Comparing Cake to symfony

Symfony is clearly an enterprise capable framework. It feels solidly built, and it feels logical and intuitive. Many times when I wished that symfony could do something, they were one step ahead of me and it was already there. I like symfony because of the thought that's been put into it for building real-world applications. There's a lot of functionality that's not obvious at first until you go digging around. I found that compelling and confidence-building.

Cake feels well thought-out, but still a bit of a black hole, and its documentation didn't cover what I felt I needed to know. Cake is impressive. Its scaffolding code generation is remarkable. I struggled with how to take that code further and adapt it to my own needs. I felt uncomfortable changing the code because I was scared to break what was already working. I guess I felt the generated code was brittle - this may be an unfair categorisation.

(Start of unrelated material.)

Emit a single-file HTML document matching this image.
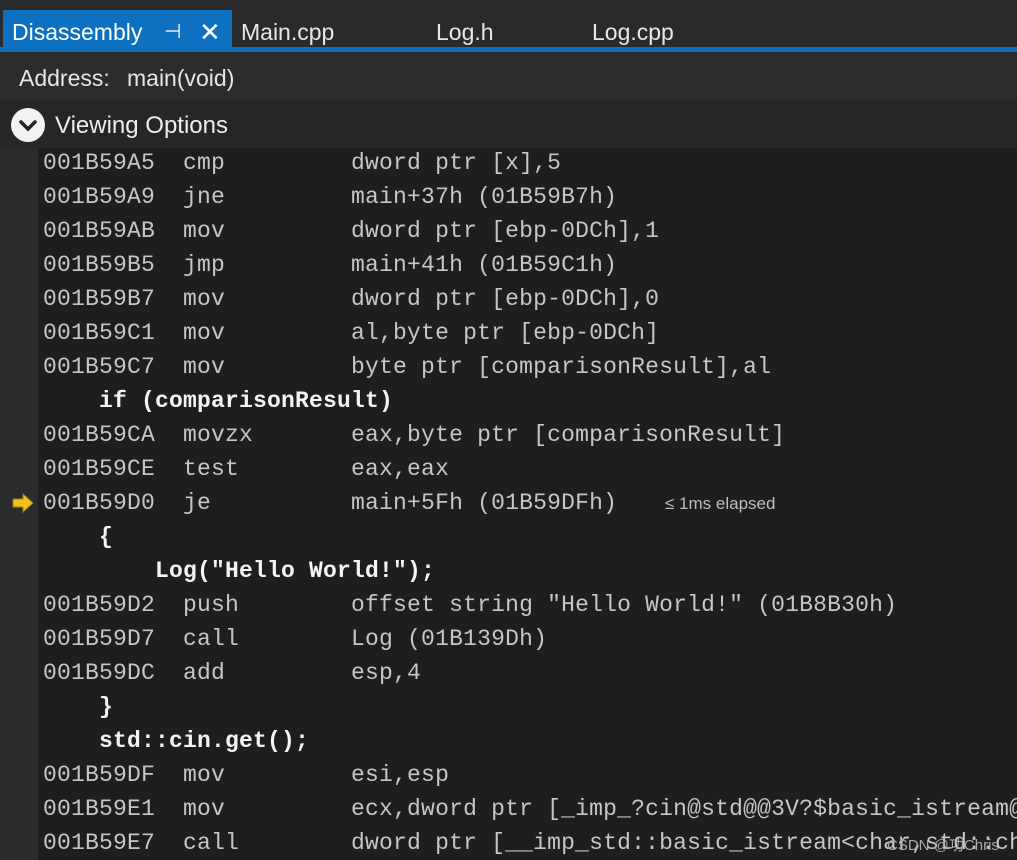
<!DOCTYPE html>
<html><head><meta charset="utf-8"><style>
*{margin:0;padding:0;box-sizing:border-box}
body{width:1017px;height:860px;background:#1e1e1e;overflow:hidden;position:relative;font-family:"Liberation Sans",sans-serif}
.top{position:absolute;left:0;top:0;width:1017px;height:48px;background:#2a2a2c}
.tab{position:absolute;top:10px;height:40px;font-size:23px;color:#e8e8e8;line-height:44px}
.active{left:3px;width:229px;background:#0e70c0;padding-left:9px;color:#fff}
.strip{position:absolute;left:0;top:47px;width:1017px;height:5px;background:#0e70c0}
.addr{position:absolute;left:0;top:52px;width:1017px;height:48px;background:#2c2c2f}
.field{position:absolute;left:120px;top:58px;width:897px;height:38px;background:#333337}
.addr span{position:absolute;top:13px;font-size:23px;color:#e6e6e6}
.vo{position:absolute;left:0;top:100px;width:1017px;height:48px;background:#262628}
.circ{position:absolute;left:11px;top:108px;width:34px;height:34px;border-radius:50%;background:#f2f2f2}
.gutter{position:absolute;left:0;top:148px;width:38px;height:712px;background:#2b2b2d}
pre{position:absolute;left:43px;top:146px;font-family:"Liberation Mono",monospace;font-size:23px;letter-spacing:0.2px;line-height:34px;color:#c6c6c6}
pre b{color:#f4f4f4;font-weight:bold}
.el{position:absolute;left:665px;top:494px;font-size:17px;color:#bdbdbd}
.arrow{position:absolute;left:11px;top:493px}
.wm{position:absolute;left:887px;top:834px;font-size:15px;color:#aaa}
</style></head><body>
<div class="top"></div>
<div class="tab active">Disassembly <span style="position:absolute;left:161px;font-size:20px">⊣</span><span style="position:absolute;left:196px;font-size:26px">✕</span></div>
<div class="tab" style="left:241px">Main.cpp</div>
<div class="tab" style="left:436px">Log.h</div>
<div class="tab" style="left:592px">Log.cpp</div>
<div class="strip"></div>
<div class="addr"><div class="field"></div><span style="left:19px">Address:</span><span style="left:127px">main(void)</span></div>
<div class="vo"><span style="position:absolute;left:55px;top:12px;font-size:24px;color:#eee">Viewing Options</span></div>
<div class="circ"><svg width="34" height="34"><path d="M10 14 L17 21 L24 14" stroke="#222" stroke-width="3.5" fill="none" stroke-linecap="round"/></svg></div>
<div class="gutter"></div>
<pre>001B59A5  cmp         dword ptr [x],5
001B59A9  jne         main+37h (01B59B7h)
001B59AB  mov         dword ptr [ebp-0DCh],1
001B59B5  jmp         main+41h (01B59C1h)
001B59B7  mov         dword ptr [ebp-0DCh],0
001B59C1  mov         al,byte ptr [ebp-0DCh]
001B59C7  mov         byte ptr [comparisonResult],al
<b>    if (comparisonResult)</b>
001B59CA  movzx       eax,byte ptr [comparisonResult]
001B59CE  test        eax,eax
001B59D0  je          main+5Fh (01B59DFh)
<b>    {</b>
<b>        Log("Hello World!");</b>
001B59D2  push        offset string "Hello World!" (01B8B30h)
001B59D7  call        Log (01B139Dh)
001B59DC  add         esp,4
<b>    }</b>
<b>    std::cin.get();</b>
001B59DF  mov         esi,esp
001B59E1  mov         ecx,dword ptr [_imp_?cin@std@@3V?$basic_istream@
001B59E7  call        dword ptr [__imp_std::basic_istream&lt;char,std::ch</pre>
<svg class="arrow" width="24" height="20"><path d="M2 6 H12 V1 L22 10 L12 19 V14 H2 Z" fill="#f0c419" stroke="#a08010" stroke-width="1"/></svg>
<div class="el">≤ 1ms elapsed</div>
<div class="wm">CSDN @功Chris</div>
</body></html>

But, Cake's documentation lets itself down by producing appalling markup - particularly the helper functions and the Ajax examples.

Simply, symfony did what I expected, and it seemed to know what Model helper methods I would need. It certainly is more complicated than Cake, but the complications are, for me, well worth it.

I'm left with the feeling that Cake does the simple things very very well, and the difficult things are not obvious. With symfony, the simple things are a little more complicated, but that makes the difficult things much easier and logical.

In terms of trust and confidence, and control over code quality, symfony wins hands-down. And this is my choice of framework to use for the applications I'm building for myself.

Update 5 January: Chris Hartjes has has rebutted an number of criticisms I made about CakePHP in an excellent blog post CakePHP Mythbusters. I'm glad to see this; I really wanted to like CakePHP, so his explanations give me some fresh hope that I might be able to use CakePHP in the future.